On the other hand, this fragmentation carries significant risks. The first is economic. Duplicating ultra-expensive fabrication facilities (a new advanced fab can cost over $20 billion) around the world inherently reduces the economies of scale that have kept chip technology advancing and prices relatively in check. This could lead to higher costs for everything from smartphones to data centers, potentially slowing the pace of innovation. The second risk is a technological decoupling. The US, China, and possibly Europe risk creating separate, competing tech ecosystems with different standards and supply chains. This could splinter the global internet and technology market, a scenario often called a "splinternet."
Furthermore, this nationalistic push may inadvertently weaken the very security it seeks to enhance. The semiconductor industry's progress has always been built on global collaboration among the best minds and companies, regardless of nationality. Erecting walls around national chip industries could slow the overall pace of innovation, ultimately giving adversaries more time to catch up. It also creates a dangerous precedent where industrial policy is dictated by security anxieties, potentially leading to inefficient allocation of capital and trade conflicts.

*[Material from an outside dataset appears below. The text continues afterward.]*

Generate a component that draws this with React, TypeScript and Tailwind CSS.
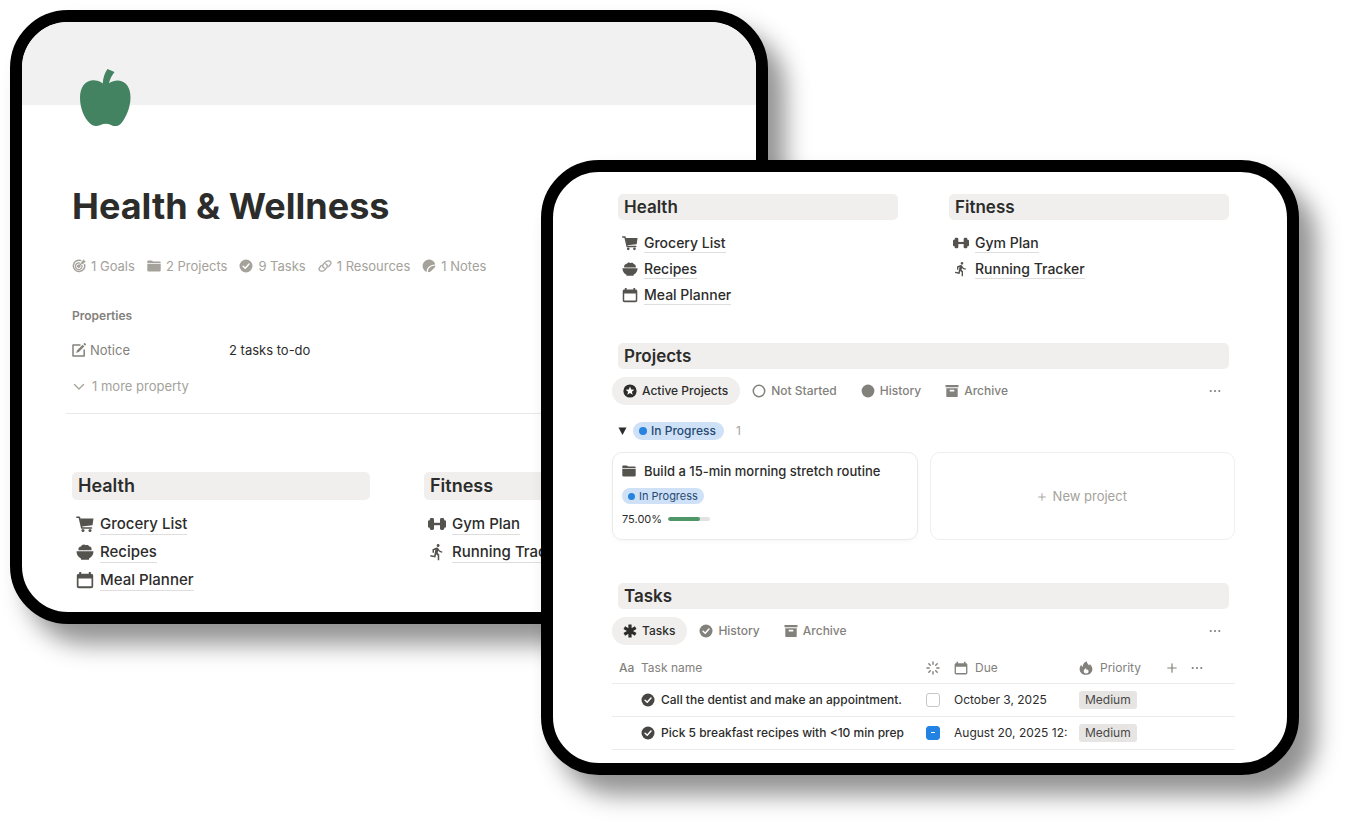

In conclusion, the U.S. government's strategic stake in Intel is a powerful manifestation of a paradigm shift. It is a move beyond mere protectionism into the realm of active, state-directed industrial strategy for a technology deemed too critical to be left to the market alone. The great semiconductor nationalization is now underway, driven by a potent mix of economic ambition and geopolitical fear. While it aims to build a more secure and resilient foundation for the digital age, it also unravels the deeply integrated global network that built that age in the first place. The world is now embarking on a high-cost experiment, betting that security and sovereignty are worth the price of a less globalized, and potentially less efficient, technological future. The outcome will shape the balance of power and the nature of innovation for decades to come.